Both symbols of devastation...and love.
Have you seen that movie? It's about a married couple who become foster parents to three kids. Their lives are flipped upside down as they learn to parent kids from hard places and discover what family really means. As a foster parent myself, I relate to so many of the scenes in the movie, but the one that always strikes me the most is when Ellie's dish falls from the cupboard during an incident with the children, breaking beyond repair.
I was heartbroken when it happened to me. My 2-year-old foster son was "helping" me make biscuits. I set my best mixing bowl, a glass Pyrex we'd received as a wedding gift, on the counter and turned to grab a spoon from the drawer. In a flash, he swiped at the bowl, and I turned back just in time to see it fall. I gasped. He screamed. A frantic cleanup commenced. And I continued to find tiny purple shards of glass in inexplicable places in the kitchen for weeks afterward.
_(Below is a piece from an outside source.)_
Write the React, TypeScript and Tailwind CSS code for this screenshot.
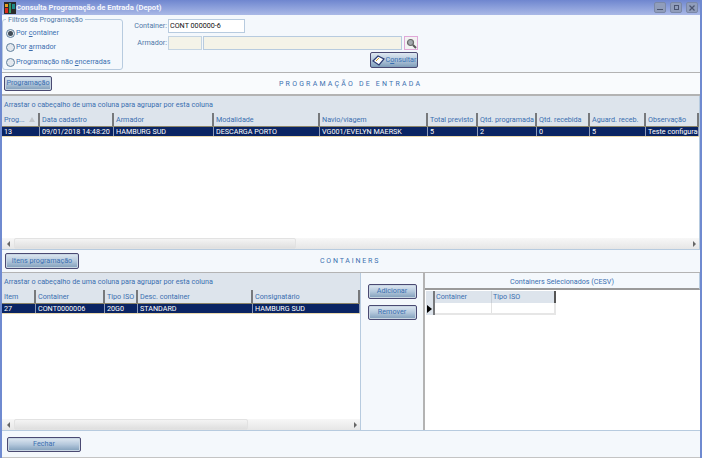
import React from 'react'

const topColumns = [
    { label: 'Prog...', width: 'w-[38px]', value: '13' },
    { label: 'Data cadastro', width: 'w-[74px]', value: '09/01/2018 14:48:20' },
    { label: 'Armador', width: 'w-[100px]', value: 'HAMBURG SUD' },
    { label: 'Modalidade', width: 'w-[106px]', value: 'DESCARGA PORTO' },
    { label: 'Navio/viagem', width: 'w-[108px]', value: 'VG001/EVELYN MAERSK' },
    { label: 'Total previsto', width: 'w-[50px]', value: '5' },
    { label: 'Qtd. programada', width: 'w-[59px]', value: '2' },
    { label: 'Qtd. recebida', width: 'w-[53px]', value: '0' },
    { label: 'Aguard. receb.', width: 'w-[56px]', value: '5' },
    { label: 'Observação', width: 'w-[53px]', value: 'Teste configuração' },
]

const bottomColumns = [
    { label: 'Item', width: 'w-[34px]', value: '27' },
    { label: 'Container', width: 'w-[69px]', value: 'CONT0000006' },
    { label: 'Tipo ISO', width: 'w-[33px]', value: '20G0' },
    { label: 'Desc. container', width: 'w-[115px]', value: 'STANDARD' },
    { label: 'Consignatário', width: 'w-[107px]', value: 'HAMBURG SUD' },
]

type Column = { label: string; width: string; value: string }

const WinButton = ({ label, className }: { label: string; className: string }) => (
    <button className={`flex items-center justify-center rounded-[2px] border border-[#4a4a72] bg-gradient-to-b from-[#dfe8f1] via-[#b4c8dc] to-[#7f9db9] text-[#3a6fb0] shadow-[inset_0_0_0_1px_#c9d6e3] ${className}`}>
        {label}
    </button>
)

const Header = ({ label, width, sorted }: { label: string; width: string; sorted?: boolean }) => (
    <div className={`relative h-[13px] shrink-0 overflow-hidden whitespace-nowrap border-r-2 border-[#77797c] bg-[#dde4ec] pl-[2px] leading-[13px] text-[#3a6fb0] ${width}`}>
        {label}
        {sorted && <span className="absolute right-[3px] top-[4px] h-0 w-0 border-x-[3px] border-b-[5px] border-x-transparent border-b-[#c3c7cc]" />}
    </div>
)

const Grid = ({ columns, scrollWidth, sortFirst }: { columns: Column[]; scrollWidth: string; sortFirst?: boolean }) => (
    <div className="flex min-h-0 min-w-0 flex-1 flex-col overflow-hidden bg-white">
        <div className="h-[17px] shrink-0 bg-[#dde4ec] pl-[2px] leading-[18px] text-[#3a6fb0]">
            Arrastar o cabeçalho de uma coluna para agrupar por esta coluna
        </div>
        <div className="flex shrink-0">
            {columns.map((c, i) => (
                <Header key={c.label} label={c.label} width={c.width} sorted={sortFirst && i === 0} />
            ))}
        </div>
        <div className="flex h-[11px] shrink-0 border-y border-b-[#e9d8ac] border-t-[#8b8468] bg-[#0a2463] text-white">
            {columns.map(c => (
                <div key={c.label} className={`shrink-0 overflow-hidden whitespace-nowrap border-r border-[#8c9ab8] pl-[2px] leading-[9px] ${c.width}`}>
                    {c.value}
                </div>
            ))}
        </div>
        <div className="flex-1" />
        <div className="flex h-[11px] shrink-0 items-center bg-gradient-to-b from-[#f7f7f7] to-[#e6e6e6]">
            <div className="flex w-[12px] shrink-0 justify-center">
                <span className="h-0 w-0 border-y-[3px] border-r-[3px] border-y-transparent border-r-[#666]" />
            </div>
            <div className={`h-[11px] rounded-[2px] border border-[#e2e2e2] bg-gradient-to-b from-[#f4f4f4] to-[#dfdfdf] ${scrollWidth}`} />
            <div className="flex flex-1 justify-end pr-[3px]">
                <span className="h-0 w-0 border-y-[3px] border-l-[3px] border-y-transparent border-l-[#666]" />
            </div>
        </div>
    </div>
)

const Radio = ({ label, checked }: { label: React.ReactNode; checked?: boolean }) => (
    <div className="flex h-[14.5px] items-center whitespace-nowrap text-[#3a6fb0]">
        <span className="mr-[1px] flex h-[9px] w-[9px] shrink-0 items-center justify-center rounded-full border border-[#5f7f9c] bg-[#e3e8ee]">
            {checked && <span className="h-[5px] w-[5px] rounded-full bg-[#3f4a55]" />}
        </span>
        {label}
    </div>
)

const App = () => {
    return (
        <div className="flex h-[458px] w-[702px] flex-col overflow-hidden border-x-2 border-x-[#6f8ad0] bg-[#f4f8fc] font-['Roboto',sans-serif] text-[7.2px]">
            {/* barra de titulo */}
            <div className="-mx-[2px] flex h-[15px] shrink-0 items-center bg-gradient-to-b from-[#6f86cf] to-[#aab9e6] pl-[4px] pr-[4px]">
                <svg width="12" height="12" viewBox="0 0 12 12" className="shrink-0">
                    <rect width="12" height="12" fill="#2a2a2a" />
                    <rect x="1" y="6" width="3" height="5" fill="#d92b1c" />
                    <rect x="1" y="2" width="3" height="3" fill="#e8a020" />
                    <rect x="5" y="1" width="2" height="10" fill="#2f9a6a" />
                    <rect x="8" y="2" width="3" height="5" fill="#1f8a8a" />
                </svg>
                <span className="text-[7.7px] font-bold text-[#f4f6fc]">Consulta Programação de Entrada (Depot)</span>
                <div className="ml-auto flex gap-[4px]">
                    <div className="flex h-[11px] w-[12px] items-end justify-center rounded-[2px] border border-[#7a88a8] bg-[#909dbb] pb-[2px]">
                        <span className="h-[1px] w-[6px] bg-[#4a5470]" />
                    </div>
                    <div className="flex h-[11px] w-[12px] items-center justify-center rounded-[2px] border border-[#7a88a8] bg-[#909dbb]">
                        <span className="h-[5px] w-[5px] border border-[#4a5470]" />
                    </div>
                    <div className="flex h-[11px] w-[12px] items-center justify-center rounded-[2px] border border-[#7a88a8] bg-[#909dbb]">
                        <svg width="6" height="6" viewBox="0 0 6 6">
                            <path d="M0.5 0.5l5 5M5.5 0.5l-5 5" stroke="#4a5470" strokeWidth="1.2" />
                        </svg>
                    </div>
                </div>
            </div>

            {/* filtros */}
            <div className="flex h-[58px] shrink-0 border-b-[1px] border-[#b3b3b3]">
                <div className="relative mt-[4px] h-[51px] w-[121px] shrink-0 rounded-[3px] border border-[#b7cbdf] pl-[3px] pt-[6px]">
                    <span className="absolute -top-[5px] left-[3px] bg-[#f4f8fc] px-[2px] text-[#4f78a8]">Filtros da Programação</span>
                    <Radio checked label={<span>Por <u>c</u>ontainer</span>} />
                    <Radio label={<span>Por <u>a</u>rmador</span>} />
                    <Radio label={<span>Programação não <u>e</u>ncerradas</span>} />
                </div>
                <div className="ml-[11px] flex flex-col">
                    <div className="mt-[4px] flex h-[14px] items-center">
                        <span className="w-[33px] text-right text-[#4f78a8]">Container:</span>
                        <div className="ml-[1px] flex h-[14px] w-[77px] items-center border border-[#b7cbdf] bg-white pl-[1px] text-[#111]">CONT 000000-6</div>
                    </div>
                    <div className="mt-[3px] flex h-[14px] items-center">
                        <span className="w-[33px] text-right text-[#4f78a8]">Armador:</span>
                        <div className="ml-[1px] h-[14px] w-[34px] border border-[#c4d4e2] bg-[#f4f3e8]" />
                        <div className="ml-[1px] h-[14px] w-[199px] border border-[#b7cbdf] bg-[#f4f3e8]" />
                        <div className="ml-[2px] flex h-[14px] w-[14px] items-center justify-center border border-[#e0a8d8] bg-[#f2f2f2]">
                            <svg width="11" height="11" viewBox="0 0 11 11">
                                <circle cx="4.5" cy="4.5" r="3" fill="#a3a8ad" stroke="#6a6a6a" strokeWidth="1.2" />
                                <path d="M7 7l3 3" stroke="#5a5a5a" strokeWidth="2" />
                            </svg>
                        </div>
                    </div>
                    <div className="mt-[2px] flex justify-end">
                        <button className="flex h-[16px] w-[48px] items-center justify-center rounded-[2px] border border-[#4a4a72] bg-gradient-to-b from-[#dfe8f1] via-[#b4c8dc] to-[#7f9db9] text-[#3a6fb0]">
                            <svg width="13" height="11" viewBox="0 0 13 11" className="mr-[1px] shrink-0">
                                <path d="M1 6l5-5 6 3-5 6z" fill="#fff" stroke="#2b3a70" strokeWidth="1.2" />
                                <path d="M4 6l3-3" stroke="#d9a520" strokeWidth="1" />
                            </svg>
                            <span>C<u>o</u>nsultar</span>
                        </button>
                    </div>
                </div>
            </div>

            {/* programacao */}
            <div className="relative flex h-[23px] shrink-0 items-center border-b-2 border-[#b3b3b3] bg-[#f9fbfd] pl-[2px]">
                <WinButton label="Programação" className="h-[15px] w-[48px]" />
                <span className="absolute left-[277px] top-[6px] text-[7px] tracking-[2.2px] text-[#3a6fb0]">PROGRAMAÇÃO DE ENTRADA</span>
            </div>
            <div className="flex h-[153px] shrink-0 flex-col border-r border-[#b7cbdf]">
                <Grid columns={topColumns} scrollWidth="w-[282px]" sortFirst />
            </div>

            {/* containers */}
            <div className="relative flex h-[24px] shrink-0 items-center border-y border-t-[#b7cbdf] border-b-[#b3b3b3] bg-[#f4f8fc] pl-[3px]">
                <WinButton label="Itens programação" className="h-[16px] w-[74px]" />
                <span className="absolute left-[318px] top-[6px] text-[7px] tracking-[1.8px] text-[#3a6fb0]">CONTAINERS</span>
            </div>
            <div className="flex h-[158px] shrink-0 border-b border-[#b7cbdf]">
                <div className="flex w-[359px] shrink-0 border-r border-[#b7cbdf]">
                    <Grid columns={bottomColumns} scrollWidth="w-[234px]" />
                </div>
                <div className="flex w-[64px] shrink-0 flex-col items-center gap-[6px] border-r-2 border-[#b3b3b3] pt-[11px]">
                    <WinButton label="Adicionar" className="h-[15px] w-[49px]" />
                    <WinButton label="Remover" className="h-[15px] w-[49px]" />
                </div>
                <div className="flex min-w-0 flex-1 flex-col">
                    <div className="h-[17px] shrink-0 border-b-2 border-r border-b-[#9a9a9a] border-r-[#b7cbdf] text-center leading-[17px] text-[#3a6fb0]">Containers Selecionados (CESV)</div>
                    <div className="flex-1 bg-white pl-[1px] pt-[1px]">
                        <div className="flex h-[12px]">
                            <div className="h-[12px] w-[9px] border-r-2 border-[#77797c] bg-[#dde4ec]" />
                            <div className="w-[57px] border-r border-[#c8ced6] bg-[#dde4ec] pl-[1px] leading-[12px] text-[#3a6fb0]">Container</div>
                            <div className="w-[64px] border-r-2 border-[#555] bg-[#dde4ec] pl-[1px] leading-[12px] text-[#3a6fb0]">Tipo ISO</div>
                        </div>
                        <div className="flex h-[12px] w-[130px] border-b-2 border-[#e6e6e6]">
                            <div className="flex h-[12px] w-[9px] items-center justify-center border-r-2 border-[#77797c] bg-[#dde4ec]">
                                <span className="h-0 w-0 border-y-[4px] border-l-[5px] border-y-transparent border-l-black" />
                            </div>
                            <div className="w-[57px] border-r border-[#e2e2e2]" />
                            <div className="w-[64px] border-r-2 border-[#e6e6e6]" />
                        </div>
                    </div>
                </div>
            </div>

            {/* rodape */}
            <div className="flex flex-1 items-center border-b border-[#c4c4c4] pl-[5px]">
                <WinButton label="Fechar" className="h-[15px] w-[74px]" />
            </div>
        </div>
    )
}

export default App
It was my absolute favorite bowl. One I used almost daily. In the movie, Ellie's dish was important to her too. But then, foster care.
We've been foster parents for almost five years now, and these broken dishes have come to mean something very important to me. I have learned you can't love kids from hard places, kids who are not "yours," without being broken. Shattered. You can't be what they need without giving up your ideas of the perfect family. Your hopes for a clean house. Your time and attention. Your favorite bowl.
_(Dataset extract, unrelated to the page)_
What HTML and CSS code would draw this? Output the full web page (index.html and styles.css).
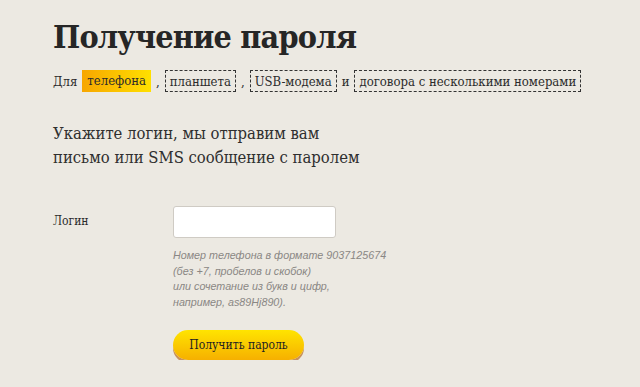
FILE: index.html
```html
<!DOCTYPE html>
<html lang="ru">
<head>
<meta charset="utf-8">
<link rel="stylesheet" href="styles.css">
</head>
<body>
<main class="page">
  <h1 class="title">Получение пароля</h1>
  <div class="tabs">
    <span class="lead">Для</span>
    <span class="tab tab-active">телефона</span><span class="sep">,</span>
    <span class="tab">планшета</span><span class="sep">,</span>
    <span class="tab">USB-модема</span><span class="sep">и</span>
    <span class="tab">договора с несколькими номерами</span>
  </div>
  <p class="intro">Укажите логин, мы отправим вам<br>письмо или SMS сообщение с паролем</p>
  <form class="form">
    <label class="label" for="login">Логин</label>
    <div class="field">
      <input class="input" id="login" type="text">
      <p class="hint">Номер телефона в формате 9037125674<br>(без +7, пробелов и скобок)<br>или сочетание из букв и цифр,<br>например, as89Hj890).</p>
      <button class="btn" type="button">Получить пароль</button>
    </div>
  </form>
</main>
</body>
</html>
```
FILE: styles.css
```css
html, body {
  margin: 0;
  padding: 0;
  background: #ece9e2;
}
.page {
  padding: 17px 0 0 53px;
  font-family: "DejaVu Serif Condensed", "DejaVu Serif", serif;
  color: #2b2b2b;
}
.title {
  margin: 0;
  font-family: "DejaVu Serif Condensed", "DejaVu Serif", serif;
  font-weight: bold;
  font-size: 32px;
  line-height: 40px;
  letter-spacing: -0.8px;
  color: #262626;
}
.tabs {
  margin-top: 12px;
  display: flex;
  align-items: center;
  font-size: 13px;
  height: 24px;
}
.lead { margin-right: 5px; }
.tab {
  display: inline-block;
  height: 22px;
  line-height: 22px;
  padding: 0 4px;
  border: 1px dashed #333;
  box-sizing: border-box;
}
.tab-active {
  border: none;
  background: linear-gradient(to right, #f7a600, #ffe000);
  padding: 0 5px;
}
.sep { margin: 0 5px; }
.intro {
  margin: 29px 0 0;
  font-size: 16.5px;
  line-height: 24px;
  color: #2f2f2f;
}
.form {
  margin-top: 36px;
  display: flex;
}
.label {
  width: 120px;
  font-size: 12px;
  padding-top: 8px;
}
.field { display: flex; flex-direction: column; align-items: flex-start; }
.input {
  width: 163px;
  height: 32px;
  box-sizing: border-box;
  border: 1px solid #cfcbc4;
  border-radius: 3px;
  background: #fff;
  margin: 0;
}
.hint {
  margin: 10px 0 0;
  font-family: "Liberation Sans", Arial, sans-serif;
  font-style: italic;
  font-size: 10.75px;
  line-height: 15.5px;
  color: #8a8784;
}
.btn {
  margin-top: 20px;
  width: 131px;
  height: 30px;
  border: none;
  border-radius: 15px;
  background: linear-gradient(#ffe400, #f6b000);
  box-shadow: 0 3px 0 #c9925a;
  font-family: "DejaVu Serif Condensed", "DejaVu Serif", serif;
  font-size: 12px;
  color: #222;
  padding: 0;
}
```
If you have kids, you might be thinking that all parenting is like that. And you're right. Biological children break bowls, too. But choosing to step into foster care breaks you in a way other kinds of parenting cannot, because you're giving up all those things for children who are not going to stay. Who will never be yours.
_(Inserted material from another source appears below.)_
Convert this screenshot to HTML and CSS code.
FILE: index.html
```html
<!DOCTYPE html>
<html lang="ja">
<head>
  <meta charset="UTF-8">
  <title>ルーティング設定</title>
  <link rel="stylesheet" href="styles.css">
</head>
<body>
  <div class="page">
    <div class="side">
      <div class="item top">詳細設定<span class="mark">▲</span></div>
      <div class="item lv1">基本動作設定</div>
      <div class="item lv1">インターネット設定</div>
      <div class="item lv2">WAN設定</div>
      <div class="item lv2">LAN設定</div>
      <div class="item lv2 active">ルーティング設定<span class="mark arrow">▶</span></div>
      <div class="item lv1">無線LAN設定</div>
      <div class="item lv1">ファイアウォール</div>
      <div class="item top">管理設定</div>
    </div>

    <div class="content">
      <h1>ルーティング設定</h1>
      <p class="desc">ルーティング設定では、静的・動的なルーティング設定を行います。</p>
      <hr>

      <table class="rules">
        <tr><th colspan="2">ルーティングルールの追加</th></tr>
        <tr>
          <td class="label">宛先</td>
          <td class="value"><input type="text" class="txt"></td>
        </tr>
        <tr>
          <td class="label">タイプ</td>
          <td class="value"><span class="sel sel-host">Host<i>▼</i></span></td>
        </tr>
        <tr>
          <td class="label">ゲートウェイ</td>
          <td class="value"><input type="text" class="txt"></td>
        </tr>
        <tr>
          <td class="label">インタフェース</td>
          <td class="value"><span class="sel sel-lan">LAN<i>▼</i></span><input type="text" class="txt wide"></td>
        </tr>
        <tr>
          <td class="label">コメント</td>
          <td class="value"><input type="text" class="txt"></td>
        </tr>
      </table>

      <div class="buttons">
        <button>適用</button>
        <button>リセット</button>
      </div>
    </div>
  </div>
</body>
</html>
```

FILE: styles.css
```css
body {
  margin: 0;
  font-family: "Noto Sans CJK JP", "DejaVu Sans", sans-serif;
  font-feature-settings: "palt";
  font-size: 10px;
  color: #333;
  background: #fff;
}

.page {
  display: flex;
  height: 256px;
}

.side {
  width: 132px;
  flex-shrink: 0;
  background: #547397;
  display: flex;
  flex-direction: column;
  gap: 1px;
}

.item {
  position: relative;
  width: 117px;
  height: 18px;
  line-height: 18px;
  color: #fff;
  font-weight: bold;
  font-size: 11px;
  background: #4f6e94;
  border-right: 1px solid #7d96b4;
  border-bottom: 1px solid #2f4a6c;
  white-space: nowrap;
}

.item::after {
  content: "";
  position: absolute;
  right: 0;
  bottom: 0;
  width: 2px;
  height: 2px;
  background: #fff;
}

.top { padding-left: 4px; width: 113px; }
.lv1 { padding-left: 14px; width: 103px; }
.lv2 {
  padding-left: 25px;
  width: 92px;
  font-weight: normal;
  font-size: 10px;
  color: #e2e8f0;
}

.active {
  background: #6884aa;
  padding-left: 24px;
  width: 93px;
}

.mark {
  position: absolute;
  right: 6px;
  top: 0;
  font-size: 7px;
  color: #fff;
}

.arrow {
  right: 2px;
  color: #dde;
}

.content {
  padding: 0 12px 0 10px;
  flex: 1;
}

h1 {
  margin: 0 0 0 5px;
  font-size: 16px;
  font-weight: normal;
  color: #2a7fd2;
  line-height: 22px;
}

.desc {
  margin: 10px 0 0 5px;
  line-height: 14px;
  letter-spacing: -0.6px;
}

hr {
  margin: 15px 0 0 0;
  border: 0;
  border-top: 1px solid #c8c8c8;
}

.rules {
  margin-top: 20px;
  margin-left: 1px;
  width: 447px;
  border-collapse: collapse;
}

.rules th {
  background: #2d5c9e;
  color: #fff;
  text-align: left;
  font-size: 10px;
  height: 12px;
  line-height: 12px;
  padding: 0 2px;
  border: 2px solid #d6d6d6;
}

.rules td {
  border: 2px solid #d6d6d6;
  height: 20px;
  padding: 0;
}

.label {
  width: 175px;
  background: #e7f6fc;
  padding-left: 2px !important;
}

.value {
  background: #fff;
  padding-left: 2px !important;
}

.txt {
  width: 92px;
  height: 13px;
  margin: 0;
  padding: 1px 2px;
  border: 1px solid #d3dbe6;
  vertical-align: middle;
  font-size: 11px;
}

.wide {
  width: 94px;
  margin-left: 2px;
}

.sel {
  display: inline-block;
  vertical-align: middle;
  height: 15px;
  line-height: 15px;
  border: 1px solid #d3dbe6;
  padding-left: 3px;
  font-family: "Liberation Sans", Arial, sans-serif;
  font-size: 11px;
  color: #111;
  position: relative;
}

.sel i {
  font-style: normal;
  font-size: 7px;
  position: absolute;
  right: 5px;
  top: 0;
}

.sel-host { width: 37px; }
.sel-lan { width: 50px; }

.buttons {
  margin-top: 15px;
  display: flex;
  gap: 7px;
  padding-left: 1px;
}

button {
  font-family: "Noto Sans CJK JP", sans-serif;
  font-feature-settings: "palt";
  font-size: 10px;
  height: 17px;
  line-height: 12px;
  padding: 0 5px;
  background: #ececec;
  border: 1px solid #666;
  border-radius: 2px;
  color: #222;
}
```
It's devastating. But isn't that also what real love is? Allowing yourself to be broken for the sake of another? Even when you know they could be whisked away tomorrow, leaving behind shards of glass that will keep piercing you long after they are gone? Real love isn't safe. But it's what kids from hard places need.
I still miss my bowl. It was just the right size. It was easy to clean. It was pretty. But I miss that little boy more. Would my purple bowl still be intact if he had never come? Would my heart? Probably so. But would I undo it if I could?
Are you afraid of being smashed to smithereens? Are there any special items in your home that you would hate to see destroyed? If so, then maybe you think foster care is not for you. But if you have room in your heart for some real love--if you believe that broken things can be beautiful--well, then, just maybe it is.